Multiverse Theory contends that we live in just one of an infinite set of possible universes. This is an amazing thought: it is possible that there are universes where Kristen and I lingered a bit too long for a drink and didn’t make it to the video game history exhibit, or the PCs were down that day, or some other thing that didn’t remind her of SimCity, and therefore never exposed me to it. Who knows what I could have done with the dozens of hours I spent obsessing over SimCity 2000. I’d be a different person today. And further, I never would have tried SimCity BuildIt and written two thousand words about it, intertwined with thoughts on my present-day gaming life.

Another thought about the Multiverse Theory is that there might be a possible universe among the infinite in which Parallel Josh was interested, in any capacity whatsoever, in getting entangled in some contrived virtual mayoral dispute and allowing them to destroy the city I just spent weeks developing.

Vanishingly likely is that, as in this universe, once this became a requirement of progress, I made peace with my stalled efforts and deleted the app.

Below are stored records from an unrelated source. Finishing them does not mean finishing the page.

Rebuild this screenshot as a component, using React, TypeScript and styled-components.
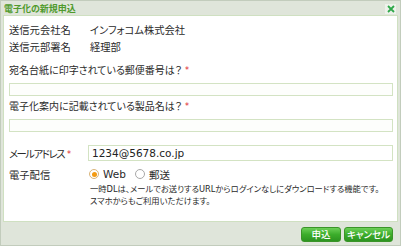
import { createGlobalStyle } from 'styled-components';
import styled from 'styled-components';

const GlobalStyle = createGlobalStyle`
  html, body {
    margin: 0;
    padding: 0;
    background: #ffffff;
  }
  body {
    font-family: "DejaVu Sans", "Noto Sans CJK JP", sans-serif;
    font-feature-settings: "palt";
    color: #2a2a2a;
  }
`;

const Dialog = styled.div`
  width: 401px;
  height: 246px;
  box-sizing: border-box;
  background: #dfe5da;
  border: 1px solid #c2ccbc;
  display: flex;
  flex-direction: column;
`;

const TitleBar = styled.div`
  height: 14px;
  display: flex;
  align-items: center;
  justify-content: space-between;
  padding: 0 4px 0 3px;
`;

const Title = styled.span`
  font-size: 9px;
  font-weight: bold;
  color: #4f9a2c;
`;

const CloseButton = styled.div`
  width: 11px;
  height: 10px;
  display: flex;
  align-items: center;
  justify-content: center;
  background: #eef2eb;
  margin-top: 1px;
`;

const Panel = styled.div`
  margin: 0 2px;
  height: 207px;
  box-sizing: border-box;
  background: #ffffff;
  border: 1px solid #cfe0c1;
  padding: 5px 4px 0 5px;
  display: flex;
  flex-direction: column;
`;

const InfoRow = styled.div`
  display: grid;
  grid-template-columns: 81px 1fr;
  height: 17px;
  align-items: center;
  font-size: 10.3px;
`;

const Question = styled.div<{ $top: number }>`
  margin-top: ${(p) => p.$top}px;
  height: 17px;
  line-height: 17px;
  font-size: 10px;
`;

const Required = styled.span`
  color: #e0262a;
  font-size: 8px;
  margin-left: 3px;
  vertical-align: 1px;
  letter-spacing: 0;
`;

const TextBox = styled.div<{ $h: number }>`
  margin-top: 4px;
  height: ${(p) => p.$h}px;
  box-sizing: border-box;
  border: 1px solid #d3e3c3;
  background: #fdfefc;
  display: flex;
  align-items: center;
  padding-left: 3px;
  font-size: 10px;
`;

const FieldRow = styled.div<{ $top: number }>`
  margin-top: ${(p) => p.$top}px;
  display: grid;
  grid-template-columns: 79px 1fr;
  align-items: center;
  height: 16px;
  font-size: 10.3px;
`;

const FieldLabel = styled.span<{ $tight?: boolean }>`
  letter-spacing: ${(p) => (p.$tight ? '-1.4px' : '0')};
`;

const EmailBox = styled.div`
  height: 16px;
  box-sizing: border-box;
  border: 1px solid #d3e3c3;
  display: flex;
  align-items: center;
  padding-left: 3px;
  font-size: 10.5px;
  color: #222222;
`;

const RadioGroup = styled.div`
  display: flex;
  align-items: center;
  padding-left: 1px;
  font-size: 10.5px;
`;

const Radio = styled.span<{ $checked?: boolean }>`
  width: 10px;
  height: 10px;
  box-sizing: border-box;
  border-radius: 50%;
  border: 1px solid ${(p) => (p.$checked ? '#d9b47a' : '#a8a8a8')};
  background: #ffffff;
  display: inline-flex;
  align-items: center;
  justify-content: center;
  margin-right: 4px;
  &::after {
    content: '';
    width: 5px;
    height: 5px;
    border-radius: 50%;
    background: ${(p) => (p.$checked ? '#f39a12' : 'transparent')};
  }
`;

const RadioLabel = styled.span`
  margin-right: 9px;
`;

const Note = styled.div`
  margin-top: 1px;
  margin-left: 81px;
  font-size: 8.3px;
  line-height: 12px;
`;

const Footer = styled.div`
  flex: 1;
  display: flex;
  justify-content: flex-end;
  align-items: flex-start;
  gap: 3px;
  padding: 5px 7px 0 0;
`;

const Button = styled.button<{ $w: number }>`
  width: ${(p) => p.$w}px;
  height: 15px;
  padding: 0;
  border: 1px solid #3a9428;
  border-radius: 3px;
  background: linear-gradient(180deg, #6ccf57 0%, #3cad2b 50%, #2c9420 100%);
  color: #ffffff;
  font-family: "Noto Sans CJK JP", sans-serif;
  font-feature-settings: "palt";
  font-size: 9.5px;
  font-weight: 500;
  line-height: 13px;
  cursor: pointer;
`;

const App = () => {
  return (
    <>
      <GlobalStyle />
      <Dialog>
        <TitleBar>
          <Title>電子化の新規申込</Title>
          <CloseButton>
            <svg width="8" height="8" viewBox="0 0 8 8">
              <path d="M1 1 L7 7 M7 1 L1 7" stroke="#2fa84a" strokeWidth="1.8" />
            </svg>
          </CloseButton>
        </TitleBar>
        <Panel>
          <InfoRow>
            <span>送信元会社名</span>
            <span>インフォコム株式会社</span>
          </InfoRow>
          <InfoRow>
            <span>送信元部署名</span>
            <span>経理部</span>
          </InfoRow>
          <Question $top={7}>
            宛名台紙に印字されている郵便番号は？<Required>*</Required>
          </Question>
          <TextBox $h={13} />
          <Question $top={2}>
            電子化案内に記載されている製品名は？<Required>*</Required>
          </Question>
          <TextBox $h={13} />
          <FieldRow $top={13}>
            <FieldLabel $tight>
              メールアドレス<Required>*</Required>
            </FieldLabel>
            <EmailBox>1234@5678.co.jp</EmailBox>
          </FieldRow>
          <FieldRow $top={5}>
            <FieldLabel>電子配信</FieldLabel>
            <RadioGroup>
              <Radio $checked />
              <RadioLabel>Web</RadioLabel>
              <Radio />
              <span>郵送</span>
            </RadioGroup>
          </FieldRow>
          <Note>
            一時DLは、メールでお送りするURLからログインなしにダウンロードする機能です。
            <br />
            スマホからもご利用いただけます。
          </Note>
        </Panel>
        <Footer>
          <Button $w={40}>申込</Button>
          <Button $w={49}>キャンセル</Button>
        </Footer>
      </Dialog>
    </>
  );
};

export default App;
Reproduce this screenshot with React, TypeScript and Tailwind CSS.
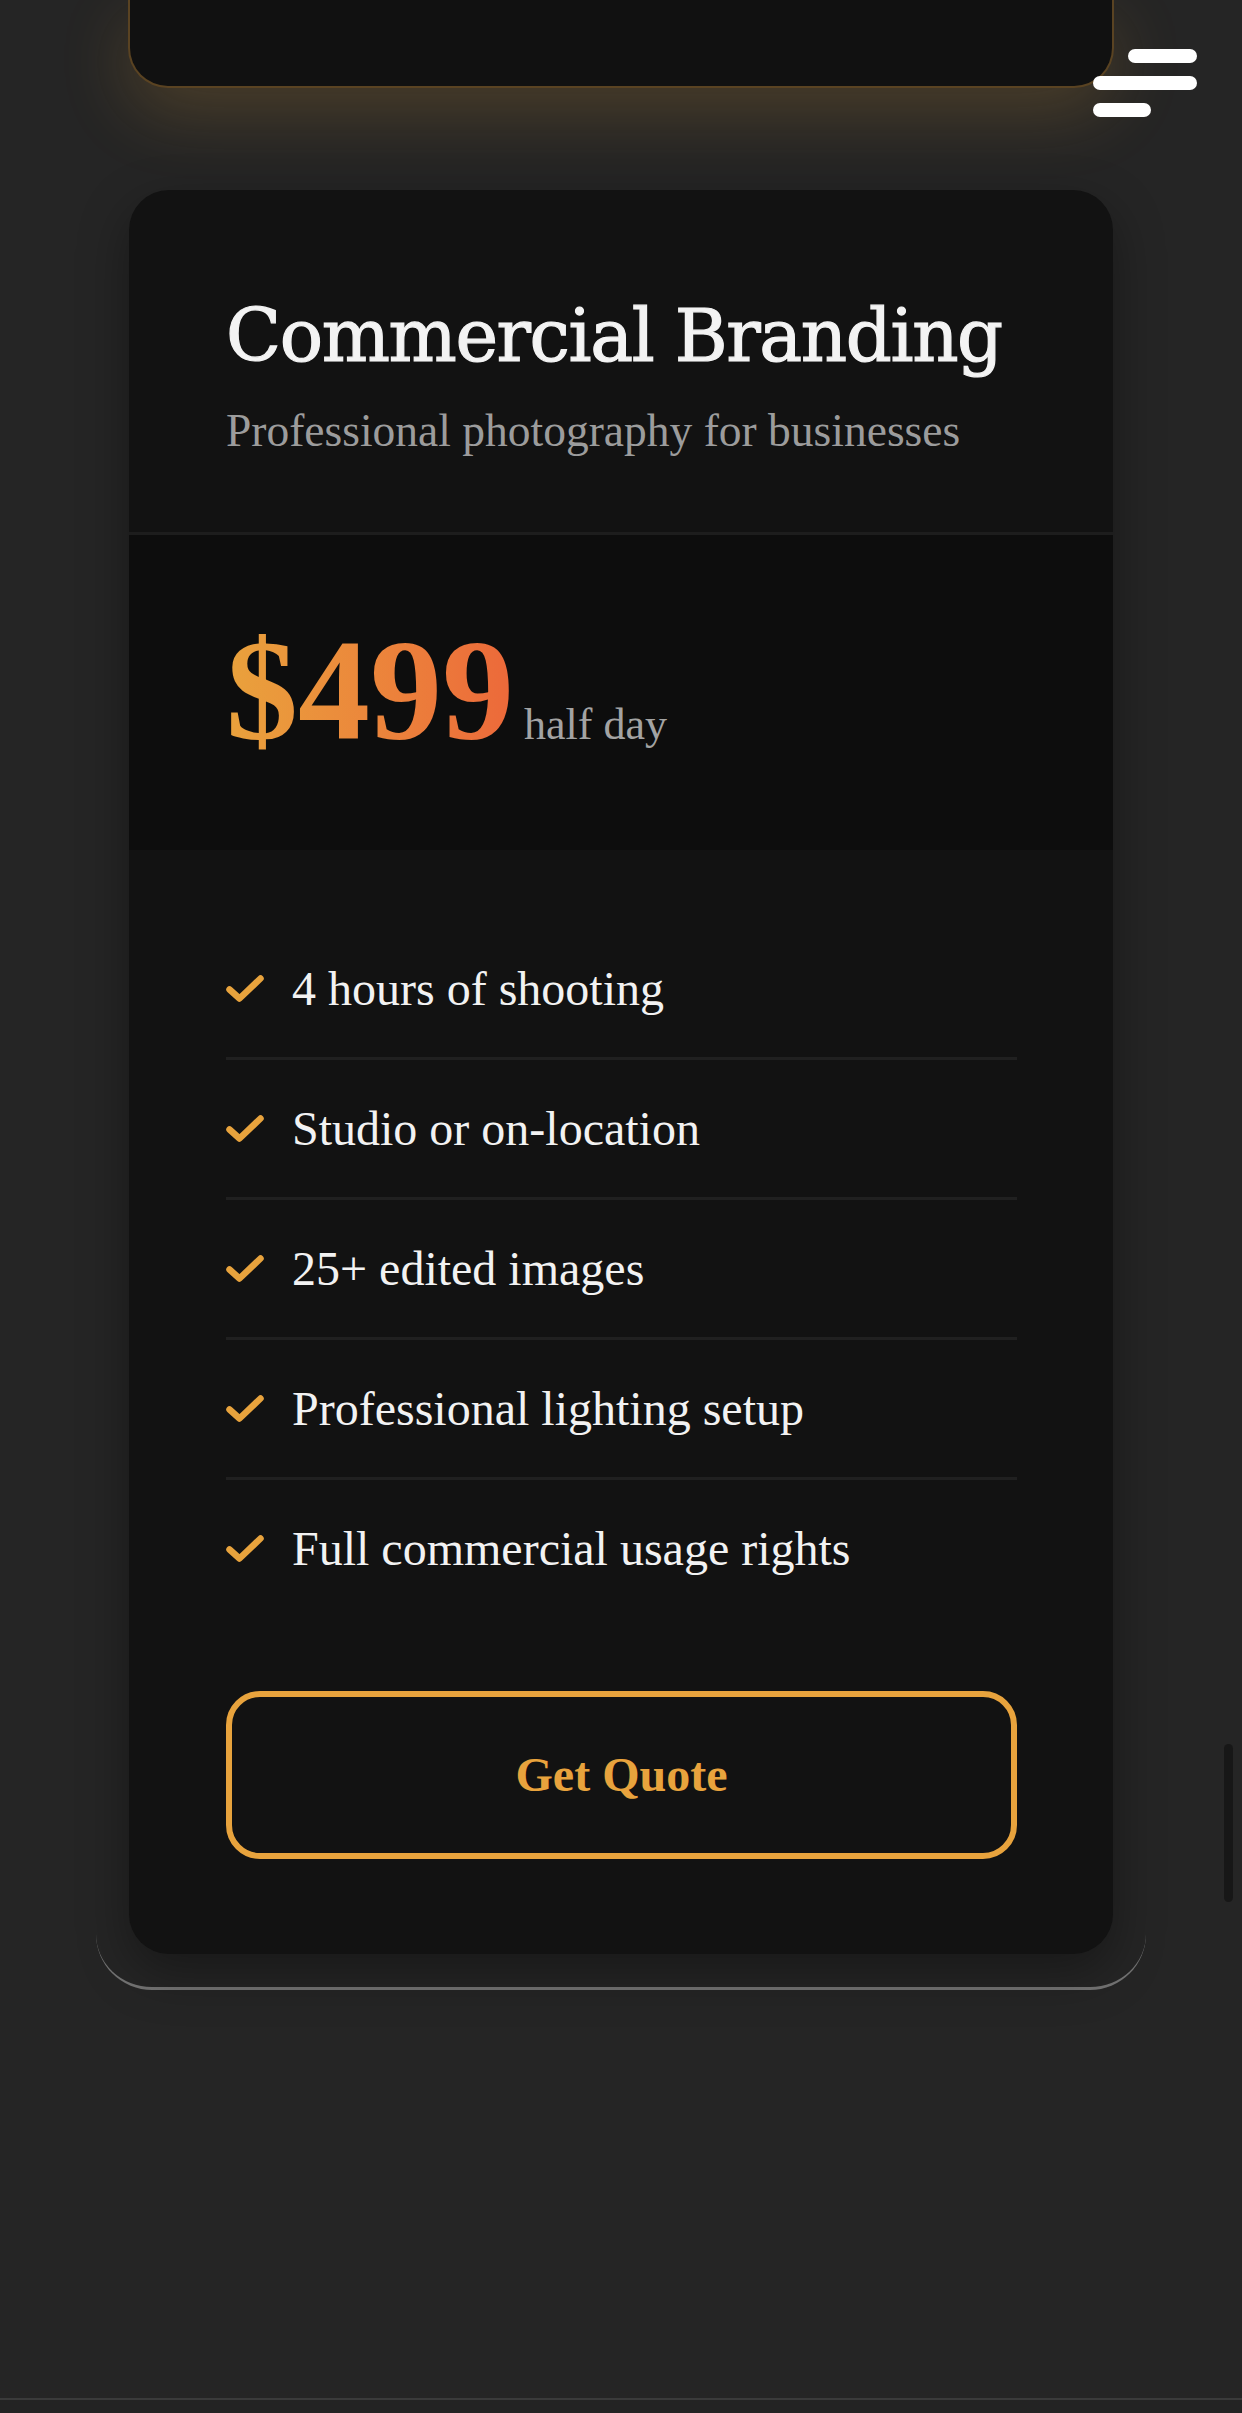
import React from "react";

const features = [
  "4 hours of shooting",
  "Studio or on-location",
  "25+ edited images",
  "Professional lighting setup",
  "Full commercial usage rights",
];

function Check() {
  return (
    <svg width="38" height="27" viewBox="0 0 38 27" fill="none" className="shrink-0">
      <path d="M3.5 14.5 L13.5 23.5 L34.5 3.5" stroke="#E8A33D" strokeWidth="6.5" strokeLinecap="round" strokeLinejoin="round" />
    </svg>
  );
}

export default function App() {
  return (
    <div className="relative w-full min-h-[2413px] overflow-hidden bg-[#252525] font-['Liberation_Serif','Times_New_Roman',serif]">
      <div className="flex flex-col items-center">
        {/* previous card (cut off) */}
        <div className="h-[88px] w-[986px] rounded-b-[40px] border-x-2 border-b-2 border-[#5a4322] bg-[#111111] shadow-[0_24px_70px_rgba(232,163,61,0.2)]" />

        {/* frame */}
        <div className="mt-[69px] w-[1050px] rounded-b-[56px] border-b-[3px] border-[#747474] px-[33px] pt-[33px] pb-[33px]">
          <div className="w-[984px] overflow-hidden rounded-[40px] bg-[#121212] shadow-[0_18px_50px_rgba(0,0,0,0.35)]">
            {/* header */}
            <div className="px-[97px] pt-[103px] pb-[67px]">
              <h2 className="whitespace-nowrap font-['DejaVu_Serif',serif] text-[72px] leading-[86px] font-normal tracking-[-1.4px] text-[#f3f3f3] [-webkit-text-stroke:1.2px_#f3f3f3]">
                Commercial Branding
              </h2>
              <p className="mt-[18px] whitespace-nowrap text-[45.5px] leading-[68px] text-[#9c9c9c]">
                Professional photography for businesses
              </p>
            </div>
            <div className="h-[3px] bg-[#1d1d1d]" />
            {/* price */}
            <div className="bg-[#0d0d0d] px-[97px] pt-[84px] pb-[87px]">
              <div className="flex items-baseline">
                <span className="bg-gradient-to-r from-[#E9A23C] to-[#EC683A] bg-clip-text text-[144px] font-bold leading-[144px] text-transparent">
                  $499
                </span>
                <span className="ml-[10px] text-[44px] leading-[68px] text-[#a3a3a3]">half day</span>
              </div>
            </div>
            {/* features */}
            <div className="pl-[97px] pr-[96px] pt-[70px] pb-[95px]">
              <ul>
                {features.map((f, i) => (
                  <li
                    key={f}
                    className={
                      i < features.length - 1
                        ? "flex h-[140px] items-center gap-[28px] border-b-[3px] border-[#202020]"
                        : "flex h-[137px] items-center gap-[28px]"
                    }
                  >
                    <Check />
                    <span className="text-[48px] leading-[72px] text-[#f2f2f2]">{f}</span>
                  </li>
                ))}
              </ul>
              <button className="mt-[74px] flex h-[168px] w-full items-center justify-center rounded-[34px] border-[6px] border-[#E8A33D] bg-transparent text-[48px] font-bold text-[#E8A33D]">
                Get Quote
              </button>
            </div>
          </div>
        </div>

        <div className="mt-[408px] h-[15px] w-full border-t-2 border-[#3a3a3a] bg-[#232323]" />
      </div>

      {/* hamburger button */}
      <div className="absolute left-[1093px] top-[49px] flex w-[104px] flex-col items-end gap-[13px]">
        <span className="block h-[14px] w-[69px] rounded-full bg-white" />
        <span className="block h-[14px] w-[104px] rounded-full bg-white" />
        <span className="block h-[14px] w-[58px] self-start rounded-full bg-white" />
      </div>

      {/* scrollbar thumb */}
      <div className="absolute left-[1224px] top-[1744px] h-[158px] w-[9px] rounded-full bg-[#171717]" />
    </div>
  );
}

I have since put down a few dollars each on Mini Metro and the very good port of Pandemic. I am much happier.

Epilogue

I know EA has a long track record of this kind of nonsense, well before SimCity BuildIt. They are routinely voted the Worst Company in the county in various polls. [Although frankly, this is ridiculous. Most of these polls are online and greatly skewed towards younger voters with exclusively first-world problems, and specifically teenagers with entertainment-focused first-world problems, with endless time on their hands and no real sense of scope. Any legit poll like this should be utterly dominated by insurance companies, oil companies, and the pharmaceutical industry.] But the recent rumpus over Star Wars Battlefront II, and its crushing microtransaction malfeasance, has provided me with great delight. I understand they have lost $3 billion in stock value as a result. Here we have a game design so horrendously corrupt it is literally altering the global economy, rousing legislative rumblings, and will likely upend software design trends forever.